Reed Cowan: "I truly thought at that moment that I would die. I looked to my left, and this gourney came by, and underneath the sheet was the form of my son, and I lost it."

In the days that followed, those close to Reed wondered if he would survive Wesley's death.

Reed Cowan: "I had days when I thought, 'If it hurts like this tomorrow, I'm not going to do tomorrow.'"

Weeks later, with seemingly no progress in recovery, a life-long friend confronted Reed.

Reed Cowan: "He said to me, 'We can turn this negative into a positive. We can do something for other people in Wesley's name. Are you aware that children Wesley's age in Africa are dying every day. Children Wesley's age, when they die, are buried alone because their entire family is wiped out."
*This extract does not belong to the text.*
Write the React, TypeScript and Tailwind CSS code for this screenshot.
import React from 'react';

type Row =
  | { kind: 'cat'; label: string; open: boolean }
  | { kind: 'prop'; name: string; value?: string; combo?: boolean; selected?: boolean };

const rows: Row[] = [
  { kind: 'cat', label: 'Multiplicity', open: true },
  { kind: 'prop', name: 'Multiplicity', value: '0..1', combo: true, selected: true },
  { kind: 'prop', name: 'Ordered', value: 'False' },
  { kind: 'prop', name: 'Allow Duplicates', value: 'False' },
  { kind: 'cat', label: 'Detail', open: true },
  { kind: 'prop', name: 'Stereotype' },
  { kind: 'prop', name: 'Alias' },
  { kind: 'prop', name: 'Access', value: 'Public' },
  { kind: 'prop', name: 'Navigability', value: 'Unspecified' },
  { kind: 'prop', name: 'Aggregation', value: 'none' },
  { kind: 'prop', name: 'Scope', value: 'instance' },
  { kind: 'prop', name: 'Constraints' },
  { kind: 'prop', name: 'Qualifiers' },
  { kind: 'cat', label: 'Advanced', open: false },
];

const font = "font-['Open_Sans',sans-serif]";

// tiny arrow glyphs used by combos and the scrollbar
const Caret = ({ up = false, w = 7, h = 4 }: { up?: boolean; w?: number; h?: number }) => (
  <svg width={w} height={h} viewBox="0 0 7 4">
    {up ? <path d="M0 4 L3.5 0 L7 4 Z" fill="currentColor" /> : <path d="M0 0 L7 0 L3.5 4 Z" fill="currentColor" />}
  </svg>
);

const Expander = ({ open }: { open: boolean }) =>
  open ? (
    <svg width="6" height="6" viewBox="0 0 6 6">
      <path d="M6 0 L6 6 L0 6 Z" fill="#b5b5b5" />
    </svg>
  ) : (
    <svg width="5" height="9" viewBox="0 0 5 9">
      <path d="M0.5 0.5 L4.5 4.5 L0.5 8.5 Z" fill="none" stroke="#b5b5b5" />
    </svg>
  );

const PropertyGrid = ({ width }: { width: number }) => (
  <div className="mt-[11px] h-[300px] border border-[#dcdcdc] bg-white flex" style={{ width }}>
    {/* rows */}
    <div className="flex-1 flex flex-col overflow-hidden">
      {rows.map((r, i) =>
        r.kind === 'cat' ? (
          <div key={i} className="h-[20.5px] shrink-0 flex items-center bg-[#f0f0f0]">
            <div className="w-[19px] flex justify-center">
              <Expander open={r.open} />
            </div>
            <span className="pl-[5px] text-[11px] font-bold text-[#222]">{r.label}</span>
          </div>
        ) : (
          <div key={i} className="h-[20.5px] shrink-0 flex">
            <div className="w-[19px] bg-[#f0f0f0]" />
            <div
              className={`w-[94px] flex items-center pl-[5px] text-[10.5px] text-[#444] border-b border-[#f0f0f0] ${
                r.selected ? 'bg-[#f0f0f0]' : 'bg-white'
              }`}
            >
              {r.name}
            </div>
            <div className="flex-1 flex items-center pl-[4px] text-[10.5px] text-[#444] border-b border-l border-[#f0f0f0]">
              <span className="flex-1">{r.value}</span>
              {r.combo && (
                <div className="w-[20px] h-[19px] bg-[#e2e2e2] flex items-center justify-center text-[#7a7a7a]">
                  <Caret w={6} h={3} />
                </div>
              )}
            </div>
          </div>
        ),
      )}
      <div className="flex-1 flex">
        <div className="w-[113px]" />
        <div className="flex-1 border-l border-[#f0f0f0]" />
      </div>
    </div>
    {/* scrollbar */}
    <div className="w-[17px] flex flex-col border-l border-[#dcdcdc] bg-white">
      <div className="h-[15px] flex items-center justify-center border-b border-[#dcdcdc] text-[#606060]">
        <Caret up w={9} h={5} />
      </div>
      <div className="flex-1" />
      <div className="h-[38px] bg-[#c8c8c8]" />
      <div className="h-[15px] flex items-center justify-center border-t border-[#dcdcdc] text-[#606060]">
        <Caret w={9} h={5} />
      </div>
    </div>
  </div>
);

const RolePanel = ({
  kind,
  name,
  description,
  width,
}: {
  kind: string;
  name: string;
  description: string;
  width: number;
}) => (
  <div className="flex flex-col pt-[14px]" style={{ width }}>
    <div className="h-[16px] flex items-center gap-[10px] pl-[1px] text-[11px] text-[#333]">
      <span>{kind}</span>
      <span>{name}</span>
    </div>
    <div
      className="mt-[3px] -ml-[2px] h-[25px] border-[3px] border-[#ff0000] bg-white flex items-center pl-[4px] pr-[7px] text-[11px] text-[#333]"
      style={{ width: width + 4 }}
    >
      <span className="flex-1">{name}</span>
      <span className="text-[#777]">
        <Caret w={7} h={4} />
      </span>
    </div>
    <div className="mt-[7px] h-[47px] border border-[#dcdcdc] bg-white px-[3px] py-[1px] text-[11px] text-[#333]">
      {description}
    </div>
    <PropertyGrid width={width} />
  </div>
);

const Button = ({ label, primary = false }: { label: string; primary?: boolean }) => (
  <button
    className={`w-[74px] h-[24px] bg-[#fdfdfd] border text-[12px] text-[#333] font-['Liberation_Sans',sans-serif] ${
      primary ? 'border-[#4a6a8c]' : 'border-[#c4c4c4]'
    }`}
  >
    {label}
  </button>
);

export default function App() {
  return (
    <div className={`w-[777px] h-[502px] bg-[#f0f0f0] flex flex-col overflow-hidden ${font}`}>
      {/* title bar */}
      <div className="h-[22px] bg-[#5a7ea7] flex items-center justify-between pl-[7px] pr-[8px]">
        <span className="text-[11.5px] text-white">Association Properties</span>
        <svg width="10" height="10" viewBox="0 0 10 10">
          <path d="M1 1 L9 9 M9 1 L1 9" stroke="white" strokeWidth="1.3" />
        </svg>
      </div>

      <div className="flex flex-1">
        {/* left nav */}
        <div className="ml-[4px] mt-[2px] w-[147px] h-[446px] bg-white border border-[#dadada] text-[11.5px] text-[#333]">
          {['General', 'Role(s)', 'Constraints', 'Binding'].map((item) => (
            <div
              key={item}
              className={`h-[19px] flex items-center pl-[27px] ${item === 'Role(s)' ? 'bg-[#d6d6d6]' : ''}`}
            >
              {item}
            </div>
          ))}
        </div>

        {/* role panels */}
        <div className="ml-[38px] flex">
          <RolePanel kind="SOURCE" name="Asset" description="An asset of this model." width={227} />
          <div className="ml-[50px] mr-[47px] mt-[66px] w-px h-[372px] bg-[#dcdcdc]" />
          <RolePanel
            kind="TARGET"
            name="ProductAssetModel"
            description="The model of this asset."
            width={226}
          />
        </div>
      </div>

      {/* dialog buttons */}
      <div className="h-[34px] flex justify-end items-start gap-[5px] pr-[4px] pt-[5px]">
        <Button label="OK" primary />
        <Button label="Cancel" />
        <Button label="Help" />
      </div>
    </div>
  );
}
Reed Cowan: "It was at that moment that I got angry, I got mad. Something came alive in me. I thought, my child didn't get a legacy. He didn't even get to get that scholarship letter. He didn't even get to score that winning touchdown, but he's going to have a legacy. If I have anything to do with the rest of my days, this little boy will have a legacy, and that legacy will be in Africa."

With that, Reed realized he could do something positive in the midst of such loss. That day he founded an organization named for his son The Wesley Smiles Coalition.

Reed Cowan: "People came forward from all over the world wanting to participate in the Wesley Smiles Coalition, sometimes a dollar, sometimes thousands of dollars."

Reed Cowan: "Just a few days after I interviewed here at Channel Seven News, I was on a plane to Kenya."

Reed Cowan: "When we got there, it was Easter Sunday. These children were not technically supposed to be in school, but school is there, way out of all of it, and they know it, and these children that we met on the first day had walked five miles to school to study for their exams."

Reed Cowan: "We walked into that classroom, and the children, one at a time, stood to greet us, and then they sang to us. I thought this is the mission of my life, I will duplicate what I see here today on this Easter Sunday. School after school, all over Africa, for the rest of my life."

Two days later, on the one year anniversary of the tragedy that took Wesley Cowan's life, Reed attended the dedication of the Wesley Cowan school in Kenya.

Reed Cowan: "I want all of you to know you are the future of Kenya, that when you close your eyes, and you think a thought and you dream a dream, you can create the world in which you will walk."

Reed Cowan: "Today there are a thousand children in two Wesley Cowan schools in Kenya. They're in school, they're not in graves, they're not in orphanages, they're not working the streets. They're in school today because of my son."

Reed Cowan: "When they walk through the doors they see my son's name: Wesley Cowan, and they go to school to have a future and have life. There's my answer to 'Why, God? Why?' That's my answer."

Reed Cowan: "As a dad you're supposed to fix things, and the greatest hurt of my life was that I couldn't bring my son back. But, in this experience, I feel like where I couldn't save my own child, I've been able to have a little part in saving other children."